→ **YOUR TASK**
Of the lines below, how many hold the string "this"? Give only the number.

→ **DATA SUPPLIED**
◇ ◇ ◇ ◇ ◇

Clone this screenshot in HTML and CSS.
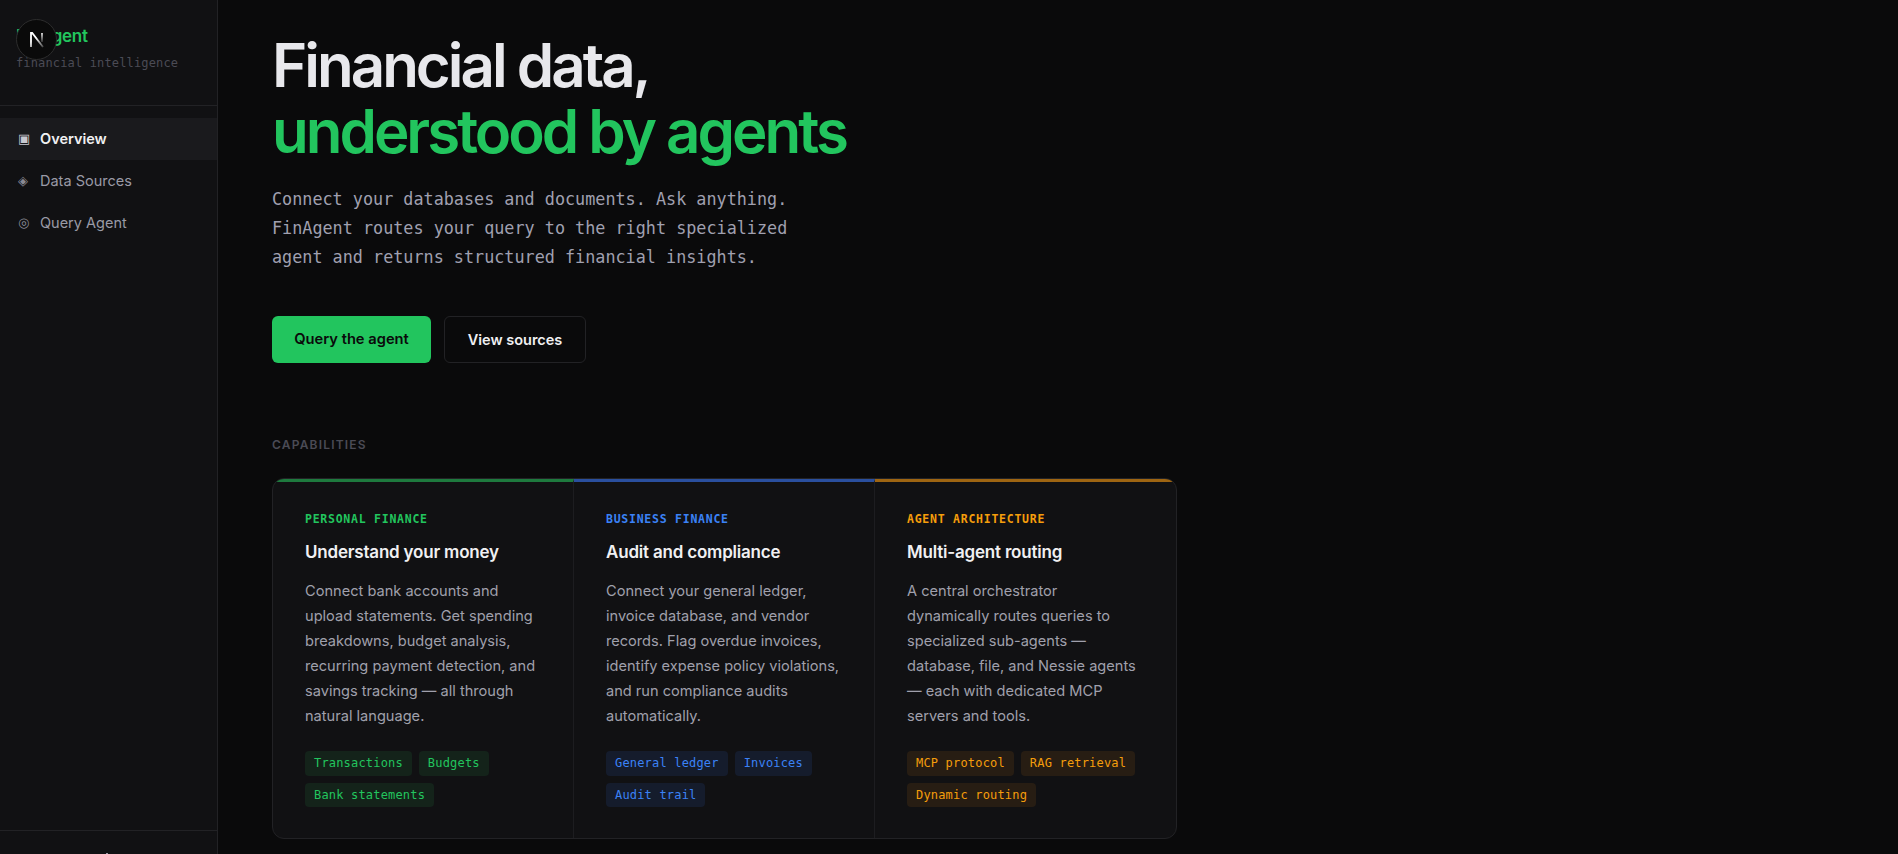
FILE: index.html
```html
<!DOCTYPE html>
<html lang="en">
<head>
    <meta charset="UTF-8">
    <meta name="viewport" content="width=device-width, initial-scale=1.0">
    <title>FinAgent</title>
    <link rel="stylesheet" href="styles.css">
</head>
<body>
<div class="app">
    <aside class="sidebar">
        <div class="brand">
            <div class="brand-name">FinAgent</div>
            <div class="brand-sub">financial intelligence</div>
        </div>
        <nav class="nav">
            <a class="nav-item active"><span class="nav-icon">▣</span>Overview</a>
            <a class="nav-item"><span class="nav-icon">◈</span>Data Sources</a>
            <a class="nav-item"><span class="nav-icon">◎</span>Query Agent</a>
        </nav>
        <div class="sidebar-foot"><span class="foot-mark"></span></div>
    </aside>

    <main class="main">
        <h1 class="hero-title">Financial data,<br><span class="green">understood by agents</span></h1>
        <p class="hero-text">Connect your databases and documents. Ask anything.<br>FinAgent routes your query to the right specialized<br>agent and returns structured financial insights.</p>
        <div class="actions">
            <a class="btn btn-primary">Query the agent</a>
            <a class="btn btn-ghost">View sources</a>
        </div>

        <div class="section-label">CAPABILITIES</div>

        <div class="cards">
            <section class="card card-green">
                <div class="card-tag">PERSONAL FINANCE</div>
                <h3 class="card-title">Understand your money</h3>
                <p class="card-text">Connect bank accounts and upload statements. Get spending breakdowns, budget analysis, recurring payment detection, and savings tracking — all through natural language.</p>
                <div class="chips">
                    <span class="chip">Transactions</span>
                    <span class="chip">Budgets</span>
                    <span class="chip">Bank statements</span>
                </div>
            </section>
            <section class="card card-blue">
                <div class="card-tag">BUSINESS FINANCE</div>
                <h3 class="card-title">Audit and compliance</h3>
                <p class="card-text">Connect your general ledger, invoice database, and vendor records. Flag overdue invoices, identify expense policy violations, and run compliance audits automatically.</p>
                <div class="chips">
                    <span class="chip">General ledger</span>
                    <span class="chip">Invoices</span>
                    <span class="chip">Audit trail</span>
                </div>
            </section>
            <section class="card card-amber">
                <div class="card-tag">AGENT ARCHITECTURE</div>
                <h3 class="card-title">Multi-agent routing</h3>
                <p class="card-text">A central orchestrator dynamically routes queries to specialized sub-agents — database, file, and Nessie agents — each with dedicated MCP servers and tools.</p>
                <div class="chips">
                    <span class="chip">MCP protocol</span>
                    <span class="chip">RAG retrieval</span>
                    <span class="chip">Dynamic routing</span>
                </div>
            </section>
        </div>
    </main>
</div>

<div class="next-badge">
    <svg width="16" height="16" viewBox="0 0 16 16" fill="none">
        <defs>
            <linearGradient id="n-fade" x1="4" y1="2" x2="14" y2="15" gradientUnits="userSpaceOnUse">
                <stop offset="0.3" stop-color="#fff"/>
                <stop offset="1" stop-color="#fff" stop-opacity="0.25"/>
            </linearGradient>
            <linearGradient id="n-right" x1="13" y1="1" x2="13" y2="11" gradientUnits="userSpaceOnUse">
                <stop offset="0" stop-color="#fff"/>
                <stop offset="1" stop-color="#fff" stop-opacity="0.1"/>
            </linearGradient>
        </defs>
        <path d="M2 15V1h1.2L14 15" stroke="url(#n-fade)" stroke-width="1.8"/>
        <path d="M13 1v9" stroke="url(#n-right)" stroke-width="1.6"/>
    </svg>
</div>
</body>
</html>
```

FILE: styles.css
```css
* {
    box-sizing: border-box;
}

body {
    margin: 0;
    background-color: #0a0a0b;
    color: #f0f0f2;
    font-family: Inter, "Noto Sans", sans-serif;
    overflow: hidden;
}

.app {
    display: flex;
    height: 854px;
}

.sidebar {
    width: 218px;
    flex-shrink: 0;
    display: flex;
    flex-direction: column;
    background-color: #111113;
    border-right: 1px solid #222225;
}

.brand {
    height: 106px;
    padding: 24px 16px 0;
    border-bottom: 1px solid #222225;
}

.brand-name {
    font-size: 17px;
    line-height: 24px;
    font-weight: 600;
    letter-spacing: -0.3px;
    color: #22c55e;
}

.brand-sub {
    margin-top: 7px;
    font-family: "DejaVu Sans Mono", "Liberation Mono", monospace;
    font-size: 12px;
    line-height: 16px;
    letter-spacing: 0.15px;
    color: #4b4b55;
}

.nav {
    flex: 1;
    padding-top: 12px;
}

.nav-item {
    display: flex;
    align-items: center;
    height: 42px;
    padding: 0 0 2px 18px;
    font-size: 14.5px;
    color: #9a9aa6;
}

.nav-item.active {
    background-color: #1a1a1d;
    color: #f0f0f2;
    font-weight: 600;
}

.nav-icon {
    width: 22px;
    flex-shrink: 0;
    font-family: "DejaVu Sans", sans-serif;
    font-size: 13px;
    font-weight: 400;
    color: #8a8a95;
}

.active .nav-icon {
    color: #c8c8d0;
}

.sidebar-foot {
    display: flex;
    align-items: flex-end;
    height: 24px;
    border-top: 1px solid #222225;
    padding-left: 106px;
}

.foot-mark {
    width: 2px;
    height: 1px;
    background-color: #9a9aa6;
}

.main {
    flex: 1;
    padding: 33px 54px 0;
}

.hero-title {
    margin: 0;
    font-size: 60px;
    line-height: 65.5px;
    font-weight: 600;
    letter-spacing: -3px;
    color: #e8e8ec;
}

.green {
    color: #22c55e;
}

.hero-text {
    margin: 21px 0 0;
    font-family: "DejaVu Sans Mono", "Liberation Mono", monospace;
    font-size: 16.8px;
    line-height: 29px;
    color: #a0a0b0;
}

.actions {
    display: flex;
    gap: 13px;
    margin-top: 44px;
}

.btn {
    display: flex;
    align-items: center;
    justify-content: center;
    height: 47px;
    padding-bottom: 1px;
    border-radius: 6px;
    font-size: 14.5px;
    font-weight: 600;
}

.btn-primary {
    width: 159px;
    padding-bottom: 2px;
    background-color: #22c55e;
    color: #0a0a0b;
    font-size: 14.7px;
}

.btn-ghost {
    width: 142px;
    border: 1px solid #222225;
    color: #f0f0f2;
}

.section-label {
    margin-top: 74px;
    font-size: 12px;
    line-height: 16px;
    font-weight: 600;
    letter-spacing: 1.2px;
    color: #4b4b55;
}

.cards {
    display: grid;
    grid-template-columns: repeat(3, 1fr);
    width: 905px;
    height: 361px;
    margin-top: 25px;
    background-color: #111113;
    border: 1px solid #222225;
    border-radius: 12px;
    overflow: hidden;
}

.card {
    padding: 29px 34px 0 32px;
    border-top: 3px solid;
    border-right: 1px solid #1d1d20;
}

.card:last-child {
    border-right: none;
}

.card-green { border-top-color: #1e7a3e; }
.card-blue { border-top-color: #2a4f9e; }
.card-amber { border-top-color: #9e6512; }

.card-tag {
    font-family: "DejaVu Sans Mono", "Liberation Mono", monospace;
    font-size: 11.5px;
    line-height: 16px;
    font-weight: 700;
    letter-spacing: 0.75px;
}

.card-green .card-tag, .card-green .chip { color: #22c55e; }
.card-blue .card-tag, .card-blue .chip { color: #3b82f6; }
.card-amber .card-tag, .card-amber .chip { color: #f59e0b; }

.card-title {
    margin: 13px 0 0;
    font-size: 17px;
    line-height: 24px;
    font-weight: 600;
    letter-spacing: -0.2px;
    color: #f0f0f2;
}

.card-text {
    margin: 15px 0 0;
    font-size: 14.6px;
    line-height: 25px;
    color: #a0a0ac;
}

.chips {
    display: flex;
    flex-wrap: wrap;
    gap: 7px;
    margin: 22px -8px 0 0;
}

.chip {
    padding: 0 9px;
    height: 24.5px;
    border-radius: 4px;
    font-family: "DejaVu Sans Mono", "Liberation Mono", monospace;
    font-size: 12px;
    line-height: 24px;
    letter-spacing: 0.18px;
}

.card-green .chip { background-color: #14231a; }
.card-blue .chip { background-color: #151c2c; }
.card-amber .chip { background-color: #271d13; }

.next-badge {
    position: absolute;
    left: 16px;
    top: 19px;
    width: 41px;
    height: 41px;
    display: flex;
    align-items: center;
    justify-content: center;
    background-color: #0a0a0a;
    border: 1.5px solid #2d2d2d;
    border-radius: 50%;
}
```
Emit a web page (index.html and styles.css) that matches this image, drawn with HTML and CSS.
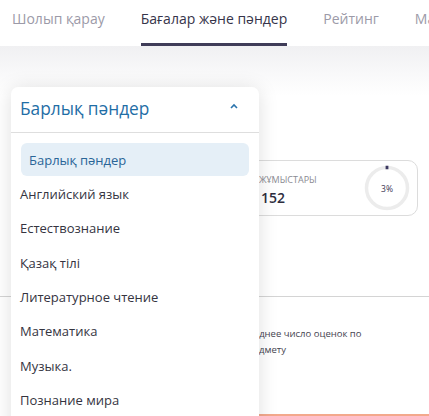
FILE: index.html
```html
<!DOCTYPE html>
<html lang="kk">
<head>
<meta charset="utf-8">
<title>Бағалар және пәндер</title>
<link rel="stylesheet" href="styles.css">
</head>
<body>
<nav class="tabs">
  <a class="tab">Шолып қарау</a>
  <a class="tab active">Бағалар және пәндер</a>
  <a class="tab">Рейтинг</a>
  <a class="tab">Ма</a>
</nav>
<main class="main">
  <section class="stats">
    <div class="stat-card">
      <div class="stat-text">
        <div class="stat-label">ЖҰМЫСТАРЫ</div>
        <div class="stat-value">152</div>
      </div>
      <div class="ring">
        <svg width="46" height="46" viewBox="0 0 46 46">
          <circle cx="23" cy="23" r="20.5" fill="none" stroke="#ececec" stroke-width="3.5"/>
          <path d="M21.6 2.5 h2.8" stroke="#3b3860" stroke-width="3.5" fill="none"/>
        </svg>
        <span class="ring-label">3%</span>
      </div>
    </div>
  </section>
  <section class="chart">
    <div class="chart-title">Среднее число оценок по<br>предмету</div>
    <div class="chart-bar"></div>
  </section>
</main>

<div class="dropdown">
  <div class="dropdown-head">
    <span class="dropdown-title">Барлық пәндер</span>
    <svg class="chevron" width="8" height="6" viewBox="0 0 8 6">
      <path d="M1 5 L4 2 L7 5" fill="none" stroke="#2b74ad" stroke-width="1.6"/>
    </svg>
  </div>
  <ul class="options">
    <li class="option selected">Барлық пәндер</li>
    <li class="option">Английский язык</li>
    <li class="option">Естествознание</li>
    <li class="option">Қазақ тілі</li>
    <li class="option">Литературное чтение</li>
    <li class="option">Математика</li>
    <li class="option">Музыка.</li>
    <li class="option">Познание мира</li>
  </ul>
</div>
</body>
</html>
```

FILE: styles.css
```css
* { box-sizing: border-box; }
html, body {
  margin: 0;
  width: 429px;
  height: 416px;
  overflow: hidden;
  background: #fff;
  font-family: "Open Sans", "Noto Sans", sans-serif;
}
.tabs {
  display: flex;
  gap: 36px;
  height: 46px;
  padding-left: 12px;
  background: #fff;
  white-space: nowrap;
  overflow: hidden;
}
.tab {
  display: block;
  font-size: 14px;
  line-height: 20px;
  padding-top: 9px;
  color: #9c9aa8;
  height: 46px;
  flex-shrink: 0;
}
.tab.active {
  color: #36344a;
  border-bottom: 3px solid #3f3c58;
}
.main {
  height: 370px;
  background: linear-gradient(#f0f0f2 0px, #f8f8f9 25px, #ffffff 50px);
  padding-top: 114px;
}
.stats {
  display: flex;
  justify-content: flex-end;
  padding-right: 11px;
}
.stat-card {
  width: 268px;
  height: 56px;
  border: 1px solid #dcdcdc;
  border-radius: 10px;
  display: flex;
  align-items: center;
  justify-content: space-between;
  padding: 0 7px 0 108px;
}
.stat-text {
  display: flex;
  flex-direction: column;
  margin-top: 6px;
}
.stat-label {
  font-size: 9px;
  line-height: 12px;
  color: #8a8a92;
}
.stat-value {
  font-size: 14px;
  line-height: 20px;
  font-weight: 600;
  color: #2e2d3e;
  margin-top: 2px;
  padding-left: 2px;
}
.ring {
  position: relative;
  width: 46px;
  height: 46px;
  display: flex;
}
.ring-label {
  position: absolute;
  inset: 0;
  display: flex;
  align-items: center;
  justify-content: center;
  font-size: 8.5px;
  color: #3a3552;
}
.chart {
  margin-top: 80px;
  border-top: 1.5px solid #d4d4d4;
  padding: 29px 0 0 242px;
}
.chart-title {
  font-size: 9.5px;
  line-height: 16px;
  color: #45444f;
}
.chart-bar {
  margin-top: 56px;
  height: 2px;
  background: #f3a88c;
}
.dropdown {
  position: absolute;
  left: 11px;
  top: 87px;
  width: 248px;
  height: 360px;
  background: #fff;
  border-radius: 7px;
  box-shadow: 0 2px 20px rgba(0, 0, 0, 0.13);
}
.dropdown-head {
  height: 46px;
  display: flex;
  align-items: center;
  justify-content: space-between;
  padding: 0 21px 2px 9px;
  border-bottom: 1.5px solid #dedede;
}
.dropdown-title {
  font-size: 17.3px;
  color: #1f6ea6;
}
.chevron { margin-top: -5px; }
.options {
  list-style: none;
  margin: 0;
  padding: 10px 10px 0 9px;
}
.option {
  height: 34.3px;
  display: flex;
  align-items: center;
  font-size: 13px;
  color: #35343f;
  white-space: nowrap;
}
.option.selected {
  height: 33px;
  margin-left: 1px;
  margin-bottom: 1px;
  padding-left: 8px;
  background: #e5eff7;
  border-radius: 6px;
  color: #2a6597;
}
```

◇ ◇ ◇ ◇ ◇

→ **WRITTEN SOLUTION**
2